Task objective:
Scan the listing that follows and report how many lines contain "screenshot". Write the number alone.

Supplied data:
==*==

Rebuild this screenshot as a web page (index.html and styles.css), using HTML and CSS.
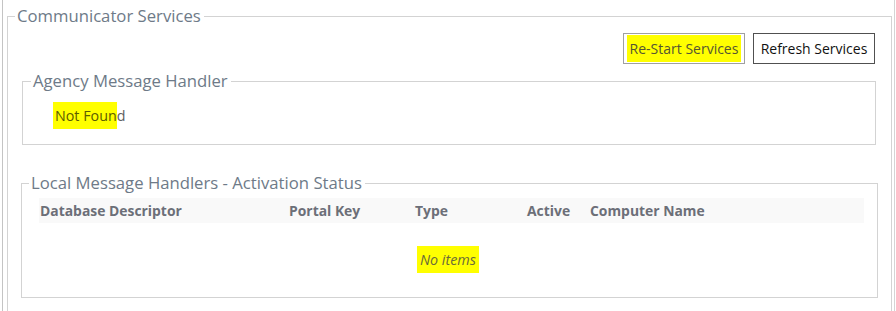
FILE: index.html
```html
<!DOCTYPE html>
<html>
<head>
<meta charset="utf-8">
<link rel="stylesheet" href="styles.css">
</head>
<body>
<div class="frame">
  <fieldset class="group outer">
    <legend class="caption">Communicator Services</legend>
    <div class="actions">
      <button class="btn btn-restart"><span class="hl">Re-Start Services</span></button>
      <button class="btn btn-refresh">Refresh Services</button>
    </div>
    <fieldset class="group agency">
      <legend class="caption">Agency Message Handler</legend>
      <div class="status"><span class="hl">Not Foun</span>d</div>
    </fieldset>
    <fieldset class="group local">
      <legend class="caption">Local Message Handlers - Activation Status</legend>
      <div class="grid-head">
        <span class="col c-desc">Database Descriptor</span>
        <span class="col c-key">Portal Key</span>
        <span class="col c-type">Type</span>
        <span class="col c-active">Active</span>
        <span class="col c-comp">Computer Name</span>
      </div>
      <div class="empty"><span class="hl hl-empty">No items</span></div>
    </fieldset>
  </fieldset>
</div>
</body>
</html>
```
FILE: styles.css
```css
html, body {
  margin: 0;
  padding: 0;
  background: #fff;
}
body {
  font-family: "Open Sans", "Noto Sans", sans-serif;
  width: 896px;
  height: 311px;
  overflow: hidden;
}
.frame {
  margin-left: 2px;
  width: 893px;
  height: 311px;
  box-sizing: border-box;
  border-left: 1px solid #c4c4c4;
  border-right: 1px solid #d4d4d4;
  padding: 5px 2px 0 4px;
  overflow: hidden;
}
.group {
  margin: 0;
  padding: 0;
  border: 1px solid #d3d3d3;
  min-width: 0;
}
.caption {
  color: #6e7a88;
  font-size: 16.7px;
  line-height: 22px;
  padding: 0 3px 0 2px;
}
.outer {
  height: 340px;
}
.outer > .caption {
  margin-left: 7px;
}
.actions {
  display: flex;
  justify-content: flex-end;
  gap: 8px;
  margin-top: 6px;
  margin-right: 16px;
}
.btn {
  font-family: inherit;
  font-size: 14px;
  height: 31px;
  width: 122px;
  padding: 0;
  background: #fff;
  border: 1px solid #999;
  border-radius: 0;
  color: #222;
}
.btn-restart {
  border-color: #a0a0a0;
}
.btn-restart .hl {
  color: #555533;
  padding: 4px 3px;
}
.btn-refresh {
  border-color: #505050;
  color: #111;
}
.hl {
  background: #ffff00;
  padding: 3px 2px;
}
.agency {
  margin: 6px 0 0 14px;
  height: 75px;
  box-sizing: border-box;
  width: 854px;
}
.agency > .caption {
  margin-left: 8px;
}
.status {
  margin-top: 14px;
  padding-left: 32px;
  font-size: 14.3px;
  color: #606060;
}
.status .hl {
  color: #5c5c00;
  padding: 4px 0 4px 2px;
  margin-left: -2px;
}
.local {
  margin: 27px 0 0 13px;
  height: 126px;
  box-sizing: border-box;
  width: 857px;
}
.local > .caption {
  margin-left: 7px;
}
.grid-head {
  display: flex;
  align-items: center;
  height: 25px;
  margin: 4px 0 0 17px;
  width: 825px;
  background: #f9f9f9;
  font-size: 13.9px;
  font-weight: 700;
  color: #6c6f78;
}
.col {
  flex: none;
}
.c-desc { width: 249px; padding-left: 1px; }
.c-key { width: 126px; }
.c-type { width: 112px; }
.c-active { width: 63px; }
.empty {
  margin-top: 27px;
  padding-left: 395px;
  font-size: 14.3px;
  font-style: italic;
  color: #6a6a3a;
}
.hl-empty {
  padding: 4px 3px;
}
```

==*==

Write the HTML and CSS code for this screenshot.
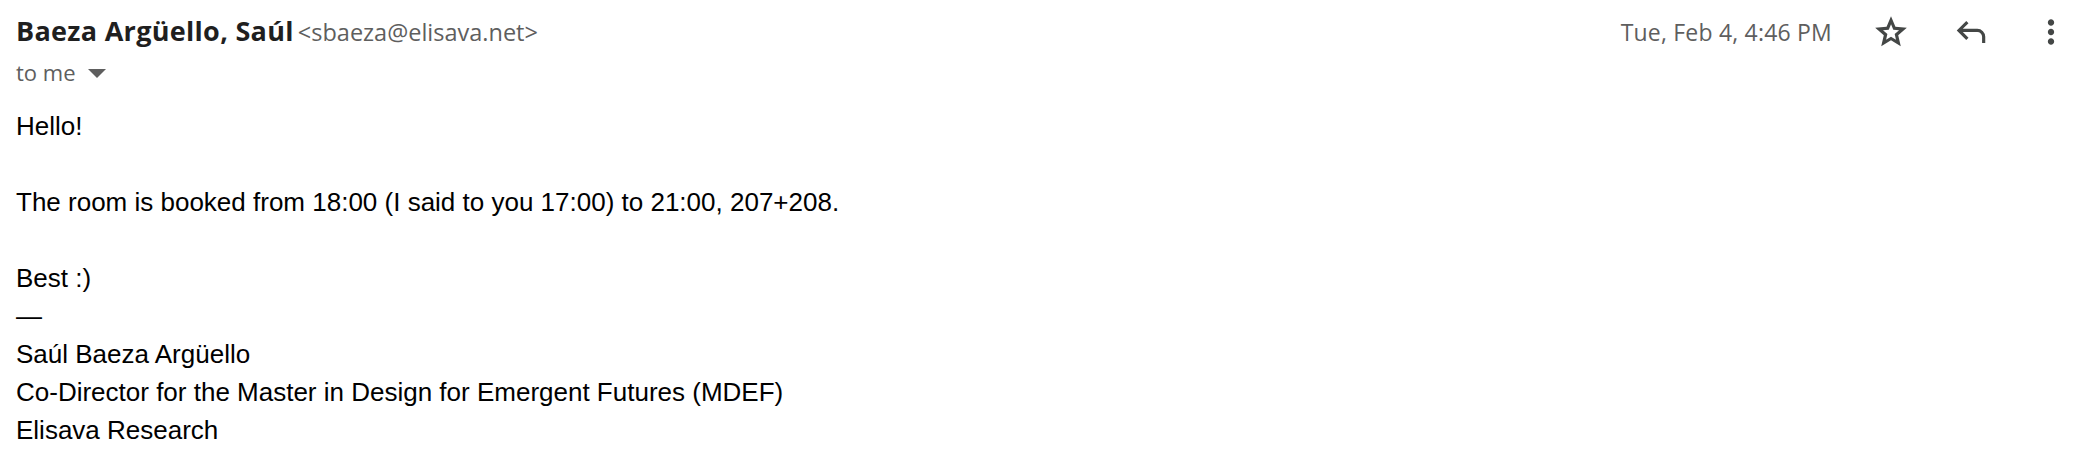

==*==

Solution for this task:
2